Al termine dell’Assemblea durata circa tre ore, e dopo aver votato per l’occupazione dell’Ateneo ad oltranza, fino cioè all’abrogazione della Legge Tremonti, sono, dunque, emerse diverse proposte per continuare a mantenere viva la didattica e per portare la protesta tra le strade cittadine: cortei unitari anche con gli studenti delle scuole superiori, lezioni tenute nelle piazze cittadine con i docenti dell’Orientale, manifestazioni a Roma, sotto Palazzo Chigi, distribuzione di volantini e materiale informativo.

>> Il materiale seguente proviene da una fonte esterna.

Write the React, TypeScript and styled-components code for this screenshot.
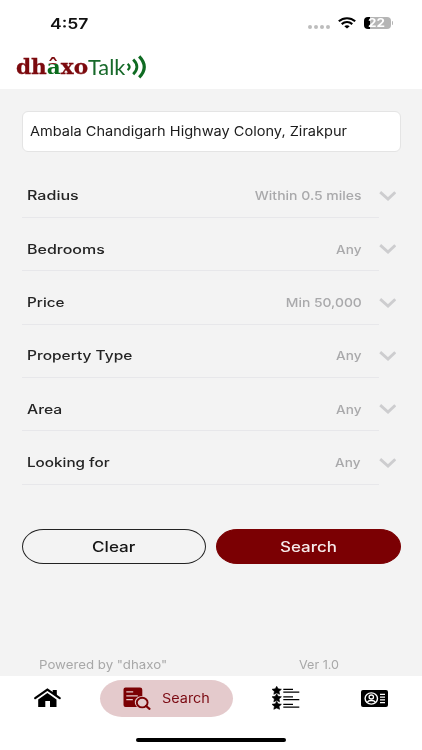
import React from 'react';
import styled, { createGlobalStyle } from 'styled-components';

const GlobalStyle = createGlobalStyle`
  * { box-sizing: border-box; }
  html, body { margin: 0; padding: 0; background: #fff; overflow: hidden; }
  body { font-family: Inter, "Liberation Sans", sans-serif; }
  svg { display: block; flex: none; }
  button { font-family: inherit; }
`;

const Screen = styled.div`
  display: flex;
  flex-direction: column;
  width: 422px;
  height: 750px;
  background: #f3f3f3;
`;

/* Extended lettering: glyphs are widened without changing their height. */
const Wide = styled.span<{ $sx: number; $origin?: string }>`
  display: inline-block;
  white-space: nowrap;
  transform: scaleX(${(p) => p.$sx});
  transform-origin: ${(p) => p.$origin ?? 'left'} center;
`;

const Header = styled.header`
  height: 89px;
  background: #fff;
`;

const StatusBar = styled.div`
  display: flex;
  align-items: center;
  height: 46px;
  padding-left: 50px;
  padding-right: 29px;
`;

const Clock = styled.div`
  flex: 1;
  padding-top: 1px;
  font-size: 15px;
  font-weight: 600;
  line-height: 20px;
  color: #111;
`;

const StatusIcons = styled.div`
  display: flex;
  align-items: center;
`;

const Dots = styled.div`
  display: flex;
  gap: 1.7px;
  margin: 8px 8px 0 0;
  i {
    width: 4px;
    height: 4px;
    border-radius: 50%;
    background: #bdbdbd;
  }
`;

const Battery = styled.div`
  display: flex;
  align-items: center;
  justify-content: center;
  width: 27px;
  height: 12.5px;
  margin-left: 8px;
  border-radius: 4px;
  background: linear-gradient(90deg, #000 6px, #b5b5b5 6px);
  color: #fff;
  font-size: 12px;
  font-weight: 700;
  line-height: 12px;
`;

const BatteryCap = styled.div`
  width: 1.5px;
  height: 4px;
  margin-left: 1px;
  border-radius: 0 2px 2px 0;
  background: #b5b5b5;
`;

const Logo = styled.div`
  display: flex;
  align-items: center;
  height: 41px;
  padding-left: 16px;
`;

const LogoSerif = styled.div`
  width: 71.5px;
  font: 700 21px/30px "DejaVu Serif", serif;
  color: #7c0a0e;
  -webkit-text-stroke: 0.3px #7c0a0e;
`;

const LogoAccent = styled.span`
  -webkit-text-stroke: 0;
  background: linear-gradient(#7c0a0e 0 41%, #0b6b1c 41%);
  background-clip: text;
  -webkit-background-clip: text;
  color: transparent;
`;

const LogoSans = styled.div`
  width: 38.5px;
  font: 400 20.5px/30px Lato, sans-serif;
  color: #17692a;
`;

const Main = styled.main`
  display: flex;
  flex-direction: column;
  flex: 1;
  padding: 22px 21.5px 0 21.5px;
`;

const Field = styled.div`
  display: flex;
  align-items: center;
  height: 41px;
  padding: 0 0 1px 7px;
  border: 1px solid #e4e4e4;
  border-radius: 6px;
  background: #fff;
  color: #1b1b1b;
  font-size: 13px;
`;

const Filters = styled.div`
  display: flex;
  flex-direction: column;
  margin-top: 12.8px;
`;

const FilterRow = styled.div`
  display: grid;
  grid-template-columns: 357px 1fr;
  height: 53.32px;
`;

const FilterBody = styled.div`
  display: flex;
  align-items: center;
  justify-content: space-between;
  padding: 10px 17px 0 5px;
  border-bottom: 1px solid #e7e7ea;
`;

const FilterLabel = styled.div`
  color: #242424;
  font-size: 12.5px;
  font-weight: 500;
`;

const FilterValue = styled.div<{ $shift?: number }>`
  margin-right: ${(p) => p.$shift ?? 0}px;
  color: #a9a9ab;
  font-size: 12px;
  font-weight: 500;
`;

const FilterArrow = styled.div`
  display: flex;
  align-items: center;
  padding-top: 9px;
`;

const Actions = styled.div`
  display: grid;
  grid-template-columns: 1fr 1fr;
  gap: 10.5px;
  margin-top: 44px;
`;

const ActionButton = styled.button<{ $primary?: boolean }>`
  height: 35.5px;
  padding: 0;
  border: 1px solid ${(p) => (p.$primary ? '#7b0003' : '#222')};
  border-radius: 22px / 18px;
  background: ${(p) => (p.$primary ? '#7b0003' : 'transparent')};
  color: ${(p) => (p.$primary ? '#f6eaea' : '#161616')};
  font-size: 14px;
  font-weight: 500;
`;

const Footnote = styled.footer`
  display: grid;
  grid-template-columns: 260.5px 1fr;
  margin-top: auto;
  padding: 0 0 2px 17px;
  color: #a8a8a8;
  font-size: 12px;
  line-height: 18px;
`;

const BottomBar = styled.nav`
  height: 74px;
  background: #fff;
`;

const Tabs = styled.div`
  display: grid;
  grid-template-columns: 94.6px 144px 94.2px 83.6px;
  align-items: center;
  justify-items: center;
  height: 44px;
`;

const ActiveTab = styled.div`
  display: flex;
  align-items: center;
  gap: 11.5px;
  width: 133px;
  height: 37px;
  padding-left: 22.5px;
  border-radius: 22px / 18.5px;
  background: #e4cacc;
  color: #7b0a12;
  font-size: 13px;
`;

const HomeIndicator = styled.div`
  width: 150px;
  height: 4px;
  margin: 18px 0 0 136px;
  border-radius: 2px;
  background: #000;
`;

const Wifi = () => (
  <svg width="18" height="12" viewBox="0 0 18 12" fill="none" stroke="#000" strokeWidth="2.1">
    <path d="M0.8 4.3C5.5 0.2 12.5 0.2 17.2 4.3" />
    <path d="M3.7 7.1C6.8 4.5 11.2 4.5 14.3 7.1" />
    <path d="M6.3 9.2C7.9 8 10.1 8 11.7 9.2L9 11.6Z" fill="#000" stroke="none" />
  </svg>
);

const Waves = () => (
  <svg width="22" height="24" viewBox="0 0 22 24" fill="none" stroke="#0f6b22">
    <path d="M1.6 8.9Q5.6 12 1.6 15.1" strokeWidth="2.3" />
    <path d="M7.2 4.6Q14.6 12 7.2 19.2" strokeWidth="2.8" />
    <path d="M13.2 1.4Q23.3 12 13.2 22.3" strokeWidth="3.1" />
  </svg>
);

const Chevron = () => (
  <svg width="17" height="10" viewBox="0 0 17 10" fill="none" stroke="#cdcdcf" strokeWidth="2.9">
    <path d="M1.2 1.2L9 8L16.3 1.2" />
  </svg>
);

const HomeIcon = () => (
  <svg width="27" height="20" viewBox="0 0 27 20">
    <path d="M18.7 2H22.8V8L18.7 4.8Z" />
    <path d="M1.2 10.2L13.4 1.5L25.7 10.2" fill="none" stroke="#000" strokeWidth="2.2" strokeLinecap="round" />
    <path d="M13.4 5L22.5 11.5V19H16V13.1H11.3V19H4.2V11.5Z" />
  </svg>
);

const SearchDocIcon = () => (
  <svg width="28" height="23" viewBox="0 0 28 23" fill="none">
    <path d="M2.5 0.5H17A2.3 2.3 0 0 1 19.3 2.8V9C14.8 9 11.8 12 11.8 15.2C11.8 17.5 13 18.9 14.3 20H2.5A2 2 0 0 1 0.5 18V2.5A2 2 0 0 1 2.5 0.5Z" fill="#7b0003" />
    <path d="M3.3 4.9H10.2M3.3 8.8H14.8M3.3 12.7H9.8" stroke="#e4cacc" strokeWidth="1.3" />
    <ellipse cx="19.2" cy="15.6" rx="5.4" ry="4.8" stroke="#7b0003" strokeWidth="1.9" />
    <path d="M23.1 19L26.5 21.8" stroke="#7b0003" strokeWidth="2.2" strokeLinecap="round" />
  </svg>
);

const star = 'M4.7 0L6.1 2.5L9.4 3L7 5.1L7.6 8L4.7 6.7L1.8 8L2.4 5.1L0 3L3.3 2.5Z';

const StarListIcon = () => (
  <svg width="28" height="24" viewBox="0 0 28 24">
    {[0.3, 7.8, 15.3].map((y) => (
      <g key={y} transform={`translate(0 ${y})`}>
        <path d={star} stroke="#000" strokeWidth="0.6" />
        <path d="M11.3 3.1H21M11.3 5.8H27.3" stroke="#000" strokeWidth="1.1" />
      </g>
    ))}
  </svg>
);

const CardIcon = () => (
  <svg width="27" height="17" viewBox="0 0 27 17" fill="none" stroke="#fff">
    <rect width="27" height="17" rx="2" fill="#000" stroke="none" />
    <ellipse cx="10.3" cy="8.5" rx="6.2" ry="5.6" strokeWidth="1.4" />
    <ellipse cx="10.3" cy="7" rx="2.2" ry="2" strokeWidth="1.3" />
    <path d="M6.3 12.3C7.4 9.9 13.2 9.9 14.3 12.3" strokeWidth="1.3" />
    <path d="M19 4.3H24M19 7.1H24M19 9.9H24M19 12.7H24" strokeWidth="1.2" />
  </svg>
);

type Filter = { label: string; lx: number; value: string; vx: number; shift?: number };

const filters: Filter[] = [
  { label: 'Radius', lx: 1.285, value: 'Within 0.5 miles', vx: 1.166 },
  { label: 'Bedrooms', lx: 1.28, value: 'Any', vx: 1.13 },
  { label: 'Price', lx: 1.22, value: 'Min 50,000', vx: 1.155 },
  { label: 'Property Type', lx: 1.24, value: 'Any', vx: 1.13 },
  { label: 'Area', lx: 1.26, value: 'Any', vx: 1.13 },
  { label: 'Looking for', lx: 1.22, value: 'Any', vx: 1.13, shift: 1 },
];

export default function App() {
  return (
    <Screen>
      <GlobalStyle />
      <Header>
        <StatusBar>
          <Clock><Wide $sx={1.17}>4:57</Wide></Clock>
          <StatusIcons>
            <Dots><i /><i /><i /><i /></Dots>
            <Wifi />
            <Battery><Wide $sx={1.12} $origin="center">22</Wide></Battery>
            <BatteryCap />
          </StatusIcons>
        </StatusBar>
        <Logo>
          <LogoSerif><Wide $sx={1.03}>dh<LogoAccent>â</LogoAccent>xo</Wide></LogoSerif>
          <LogoSans><Wide $sx={1.06}>Talk</Wide></LogoSans>
          <Waves />
        </Logo>
      </Header>
      <Main>
        <Field><Wide $sx={1.12}>Ambala Chandigarh Highway Colony, Zirakpur</Wide></Field>
        <Filters>
          {filters.map((f) => (
            <FilterRow key={f.label}>
              <FilterBody>
                <FilterLabel><Wide $sx={f.lx}>{f.label}</Wide></FilterLabel>
                <FilterValue $shift={f.shift}><Wide $sx={f.vx} $origin="right">{f.value}</Wide></FilterValue>
              </FilterBody>
              <FilterArrow><Chevron /></FilterArrow>
            </FilterRow>
          ))}
        </Filters>
        <Actions>
          <ActionButton><Wide $sx={1.22} $origin="center">Clear</Wide></ActionButton>
          <ActionButton $primary><Wide $sx={1.21} $origin="center">Search</Wide></ActionButton>
        </Actions>
        <Footnote>
          <div><Wide $sx={1.105}>Powered by "dhaxo"</Wide></div>
          <div><Wide $sx={1.05}>Ver 1.0</Wide></div>
        </Footnote>
      </Main>
      <BottomBar>
        <Tabs>
          <HomeIcon />
          <ActiveTab><SearchDocIcon /><Wide $sx={1.11}>Search</Wide></ActiveTab>
          <StarListIcon />
          <CardIcon />
        </Tabs>
        <HomeIndicator />
      </BottomBar>
    </Screen>
  );
}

“Dobbiamo riprenderci il nostro futuro – dice Giovanni, studente dell’Assemblea stop-Gelmini – La crisi economica sta distruggendo il nostro futuro e noi adesso dobbiamo ricostruirlo. Insieme dobbiamo ricostruire un’altra Università. Dobbiamo uscire dagli atenei, unire la nostra lotta a quella dei lavoratori e riprenderci le nostre città. O si blocca la legge o noi blocchiamo il Paese!”. (Va. Or.)